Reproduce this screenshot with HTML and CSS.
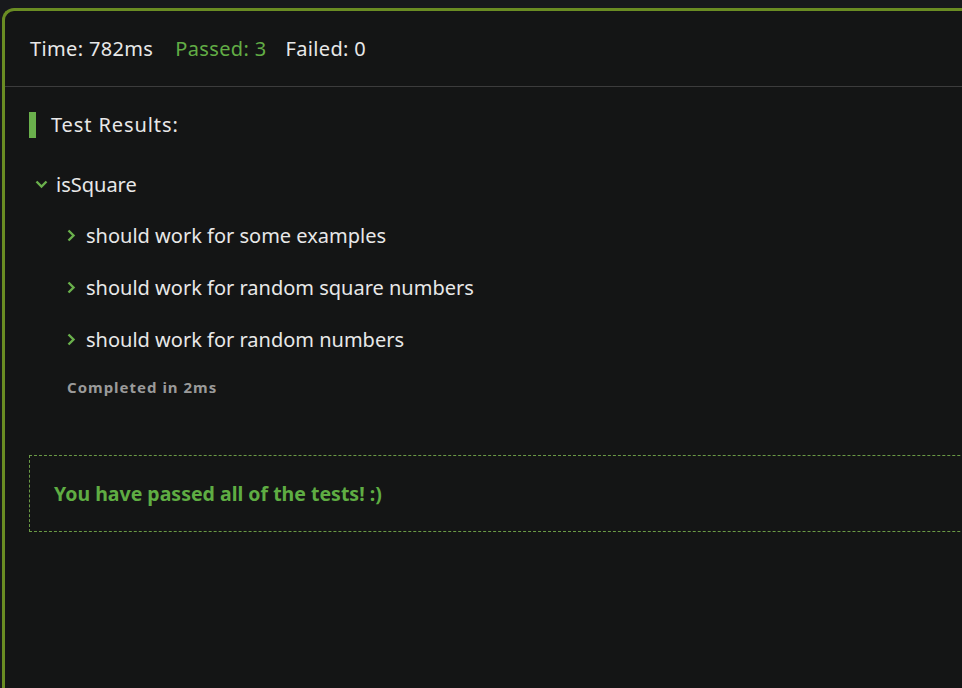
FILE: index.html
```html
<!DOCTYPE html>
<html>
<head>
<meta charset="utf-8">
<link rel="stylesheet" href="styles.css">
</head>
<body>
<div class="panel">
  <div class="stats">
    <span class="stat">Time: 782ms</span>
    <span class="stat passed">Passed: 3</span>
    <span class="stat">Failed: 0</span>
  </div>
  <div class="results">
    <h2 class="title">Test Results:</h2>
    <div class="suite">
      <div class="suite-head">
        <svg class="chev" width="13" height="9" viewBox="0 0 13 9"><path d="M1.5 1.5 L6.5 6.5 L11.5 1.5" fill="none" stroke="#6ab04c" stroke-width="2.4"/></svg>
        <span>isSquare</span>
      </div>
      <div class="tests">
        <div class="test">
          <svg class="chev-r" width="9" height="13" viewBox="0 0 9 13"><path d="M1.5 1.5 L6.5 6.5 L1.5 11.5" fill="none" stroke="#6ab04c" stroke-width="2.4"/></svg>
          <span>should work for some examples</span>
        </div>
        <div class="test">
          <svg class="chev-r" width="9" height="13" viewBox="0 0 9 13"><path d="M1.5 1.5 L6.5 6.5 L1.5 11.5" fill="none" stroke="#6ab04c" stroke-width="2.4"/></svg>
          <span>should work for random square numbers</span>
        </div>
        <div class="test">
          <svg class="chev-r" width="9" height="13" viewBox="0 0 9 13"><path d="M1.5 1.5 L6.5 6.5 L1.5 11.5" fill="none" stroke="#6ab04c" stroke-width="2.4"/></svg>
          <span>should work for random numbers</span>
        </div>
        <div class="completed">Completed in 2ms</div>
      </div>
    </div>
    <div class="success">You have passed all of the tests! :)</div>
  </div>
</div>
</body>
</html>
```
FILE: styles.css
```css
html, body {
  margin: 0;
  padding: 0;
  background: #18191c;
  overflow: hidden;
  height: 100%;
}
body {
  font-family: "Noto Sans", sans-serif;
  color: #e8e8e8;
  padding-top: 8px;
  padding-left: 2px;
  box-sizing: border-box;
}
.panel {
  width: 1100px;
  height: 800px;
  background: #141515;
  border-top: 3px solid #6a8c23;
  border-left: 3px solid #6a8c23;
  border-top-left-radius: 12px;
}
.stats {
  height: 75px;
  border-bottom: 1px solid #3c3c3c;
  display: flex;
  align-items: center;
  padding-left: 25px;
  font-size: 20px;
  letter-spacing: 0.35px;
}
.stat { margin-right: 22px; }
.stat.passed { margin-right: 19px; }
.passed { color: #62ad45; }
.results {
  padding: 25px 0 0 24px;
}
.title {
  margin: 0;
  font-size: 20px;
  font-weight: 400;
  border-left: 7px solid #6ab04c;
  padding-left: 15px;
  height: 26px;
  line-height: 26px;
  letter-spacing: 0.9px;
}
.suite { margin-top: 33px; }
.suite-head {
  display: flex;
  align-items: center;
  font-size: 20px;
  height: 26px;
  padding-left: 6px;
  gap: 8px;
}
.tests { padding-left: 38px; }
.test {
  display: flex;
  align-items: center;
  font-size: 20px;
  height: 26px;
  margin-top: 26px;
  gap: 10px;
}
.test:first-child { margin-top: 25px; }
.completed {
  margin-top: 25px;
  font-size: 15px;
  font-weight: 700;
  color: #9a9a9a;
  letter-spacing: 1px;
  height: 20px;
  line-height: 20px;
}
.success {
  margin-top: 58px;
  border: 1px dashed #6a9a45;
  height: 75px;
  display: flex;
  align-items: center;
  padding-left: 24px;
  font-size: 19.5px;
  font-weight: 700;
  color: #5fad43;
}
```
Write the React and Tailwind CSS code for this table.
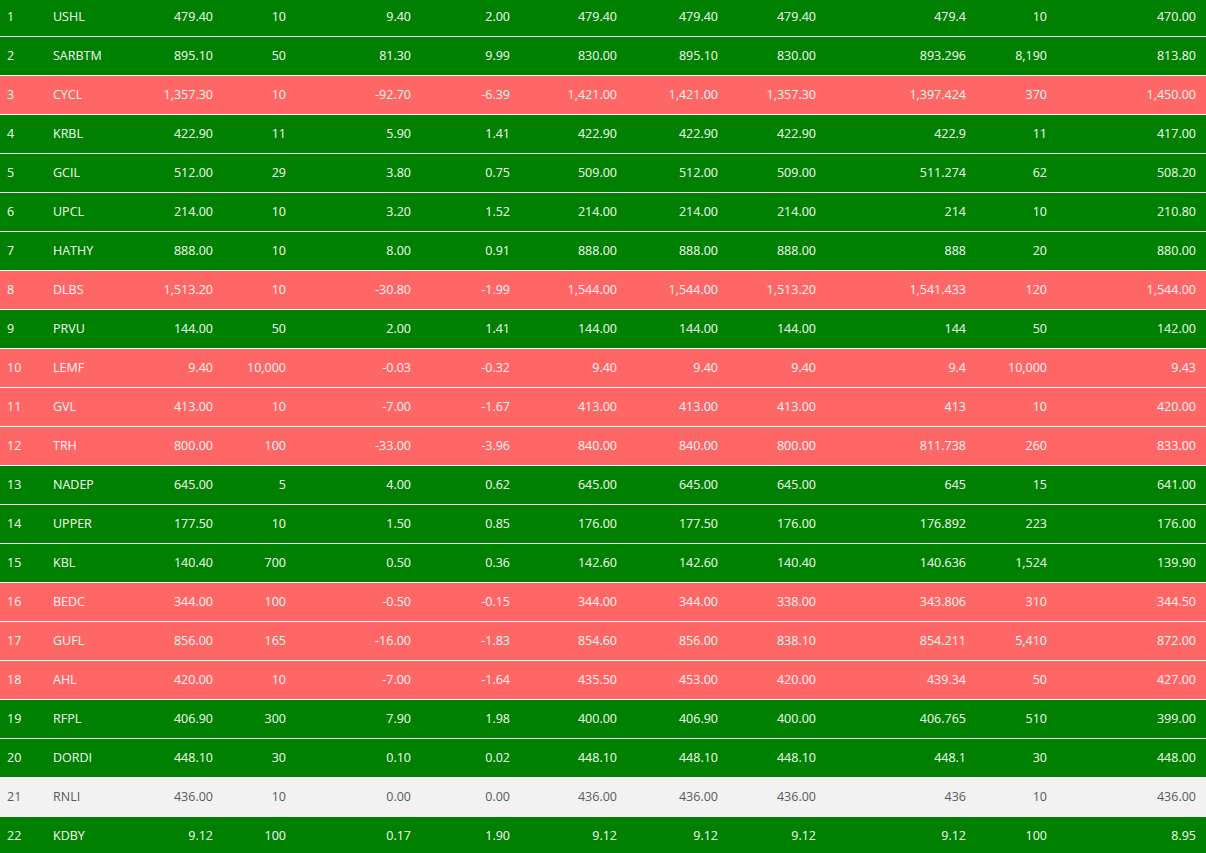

+--

• **WRITTEN INSTRUCTION**:
Set the entries down again exactly. Do not include the images.

• **THE RESULT**:
Reproduce this screenshot with HTML and CSS.
FILE: index.html
```html
<!DOCTYPE html>
<html>
<head>
<meta charset="utf-8">
<link rel="stylesheet" href="styles.css">
</head>
<body>
<div class="panel">
  <div class="stats">
    <span class="stat">Time: 782ms</span>
    <span class="stat passed">Passed: 3</span>
    <span class="stat">Failed: 0</span>
  </div>
  <div class="results">
    <h2 class="title">Test Results:</h2>
    <div class="suite">
      <div class="suite-head">
        <svg class="chev" width="13" height="9" viewBox="0 0 13 9"><path d="M1.5 1.5 L6.5 6.5 L11.5 1.5" fill="none" stroke="#6ab04c" stroke-width="2.4"/></svg>
        <span>isSquare</span>
      </div>
      <div class="tests">
        <div class="test">
          <svg class="chev-r" width="9" height="13" viewBox="0 0 9 13"><path d="M1.5 1.5 L6.5 6.5 L1.5 11.5" fill="none" stroke="#6ab04c" stroke-width="2.4"/></svg>
          <span>should work for some examples</span>
        </div>
        <div class="test">
          <svg class="chev-r" width="9" height="13" viewBox="0 0 9 13"><path d="M1.5 1.5 L6.5 6.5 L1.5 11.5" fill="none" stroke="#6ab04c" stroke-width="2.4"/></svg>
          <span>should work for random square numbers</span>
        </div>
        <div class="test">
          <svg class="chev-r" width="9" height="13" viewBox="0 0 9 13"><path d="M1.5 1.5 L6.5 6.5 L1.5 11.5" fill="none" stroke="#6ab04c" stroke-width="2.4"/></svg>
          <span>should work for random numbers</span>
        </div>
        <div class="completed">Completed in 2ms</div>
      </div>
    </div>
    <div class="success">You have passed all of the tests! :)</div>
  </div>
</div>
</body>
</html>
```
FILE: styles.css
```css
html, body {
  margin: 0;
  padding: 0;
  background: #18191c;
  overflow: hidden;
  height: 100%;
}
body {
  font-family: "Noto Sans", sans-serif;
  color: #e8e8e8;
  padding-top: 8px;
  padding-left: 2px;
  box-sizing: border-box;
}
.panel {
  width: 1100px;
  height: 800px;
  background: #141515;
  border-top: 3px solid #6a8c23;
  border-left: 3px solid #6a8c23;
  border-top-left-radius: 12px;
}
.stats {
  height: 75px;
  border-bottom: 1px solid #3c3c3c;
  display: flex;
  align-items: center;
  padding-left: 25px;
  font-size: 20px;
  letter-spacing: 0.35px;
}
.stat { margin-right: 22px; }
.stat.passed { margin-right: 19px; }
.passed { color: #62ad45; }
.results {
  padding: 25px 0 0 24px;
}
.title {
  margin: 0;
  font-size: 20px;
  font-weight: 400;
  border-left: 7px solid #6ab04c;
  padding-left: 15px;
  height: 26px;
  line-height: 26px;
  letter-spacing: 0.9px;
}
.suite { margin-top: 33px; }
.suite-head {
  display: flex;
  align-items: center;
  font-size: 20px;
  height: 26px;
  padding-left: 6px;
  gap: 8px;
}
.tests { padding-left: 38px; }
.test {
  display: flex;
  align-items: center;
  font-size: 20px;
  height: 26px;
  margin-top: 26px;
  gap: 10px;
}
.test:first-child { margin-top: 25px; }
.completed {
  margin-top: 25px;
  font-size: 15px;
  font-weight: 700;
  color: #9a9a9a;
  letter-spacing: 1px;
  height: 20px;
  line-height: 20px;
}
.success {
  margin-top: 58px;
  border: 1px dashed #6a9a45;
  height: 75px;
  display: flex;
  align-items: center;
  padding-left: 24px;
  font-size: 19.5px;
  font-weight: 700;
  color: #5fad43;
}
```
Write the React and Tailwind CSS code for this table.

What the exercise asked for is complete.